Deaf School announced nine live dates aka 'The Listen & Learn Tour' in early 2011 including The Garage London and dates in Sheffield, Manchester, Birmingham, Glasgow and Liverpool culminating in two shows in Tokyo. A mini album, entitled Enrico & Bette xx was released in 2011 containing five new songs, "You Turn Away", "I Know I Know", "The Enrico Song", "Goodbye To All That" and "Scary Girlfriend".

Deaf School again appeared at The Everyman Theatre Liverpool for two emotionally charged 'Goodbye to the Everyman' shows as part of the refurbishment closure events, and played the Port Eliot festival July 2011.

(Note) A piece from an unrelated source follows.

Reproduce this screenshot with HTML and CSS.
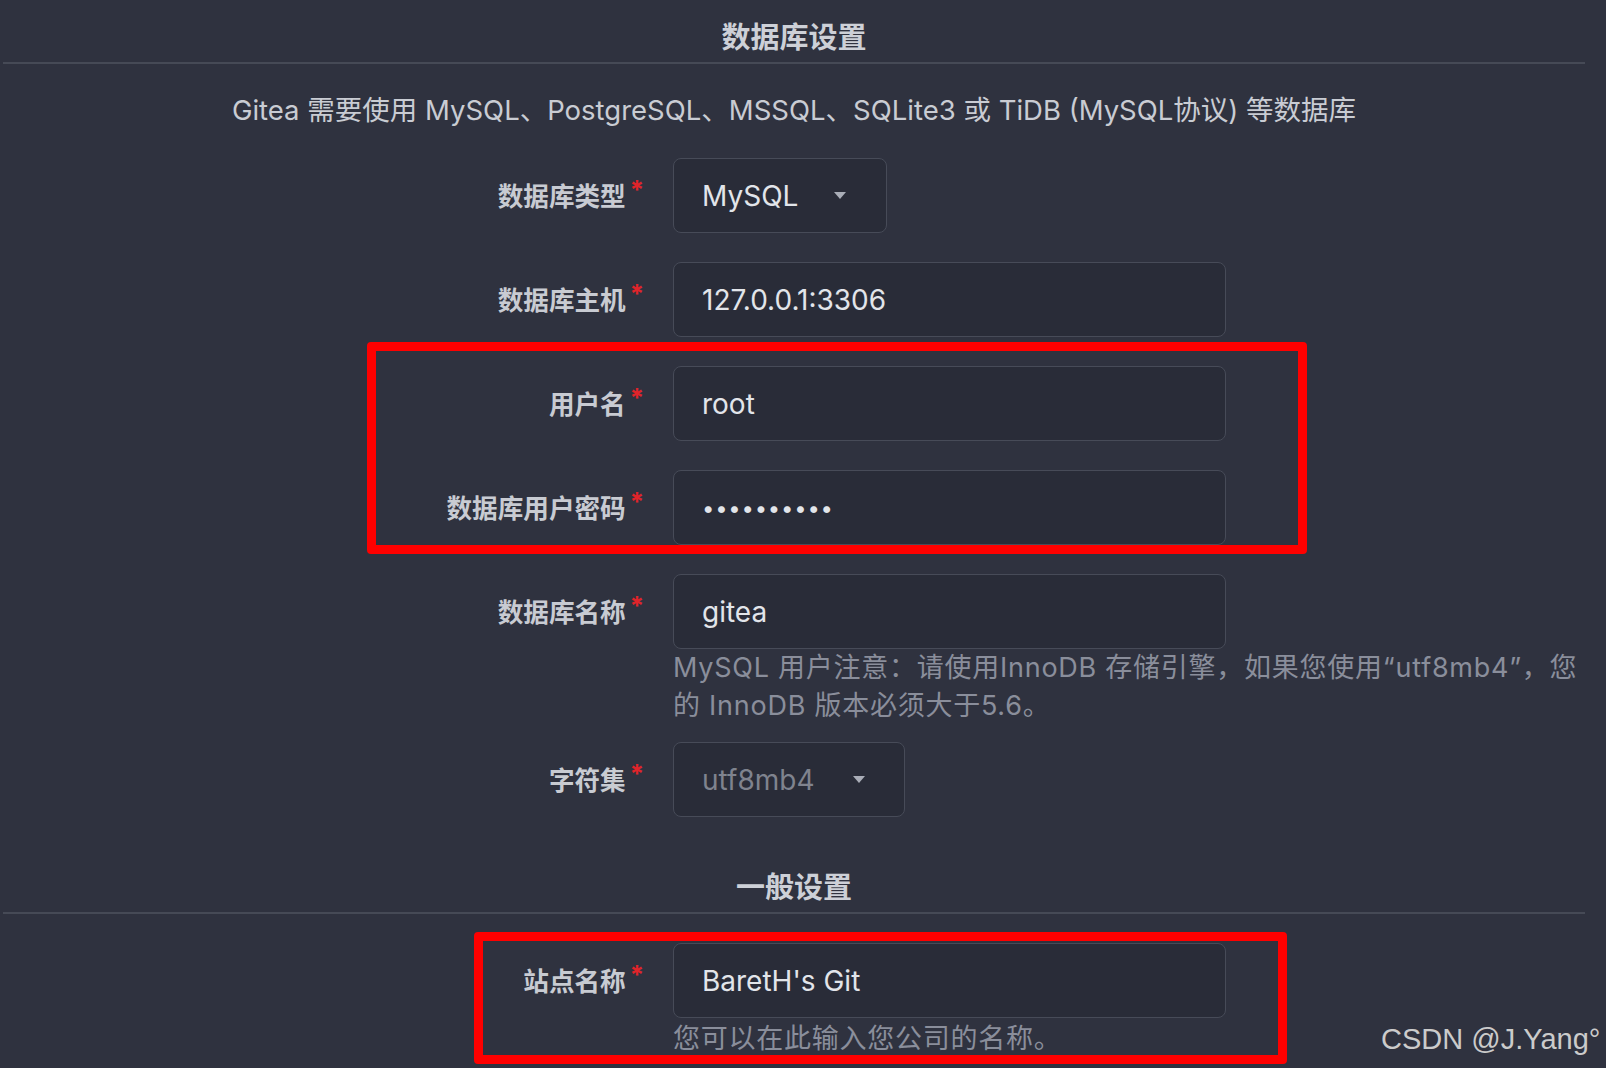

A history by Paul Du Noyer, Deaf School: the Non-Stop Pop Art Punk Rock Party, was published in the UK by the Liverpool University Press in October 2013, to mark the 40th anniversary of the band's formation.

In 2013, Gregg Braden joined the band as permanent drummer. Deaf School's latest album, LAUNDERETTE, was released in Japan on 27 May 2015 by Hyabusa Landings. The album features seven new studio tracks alongside five tracks recorded live at the Floral Pavilion New Brighton in November 2014, along with a bonus track from 1987 featuring Eric Shark on lead vocals. A full-length studio album of new material, entitled Let's Do This Again Next Week - their first for 39 years - was released in December 2017, featuring new songs written by the band in various formations. Although still a member of the band, tour commitments with Roger Waters (with whom he has collaborated for three decades) meant that Ian Ritchie was unable to contribute to the recordings. A short tour in support of the album, featuring the full seven-person lineup of the band, followed the same month.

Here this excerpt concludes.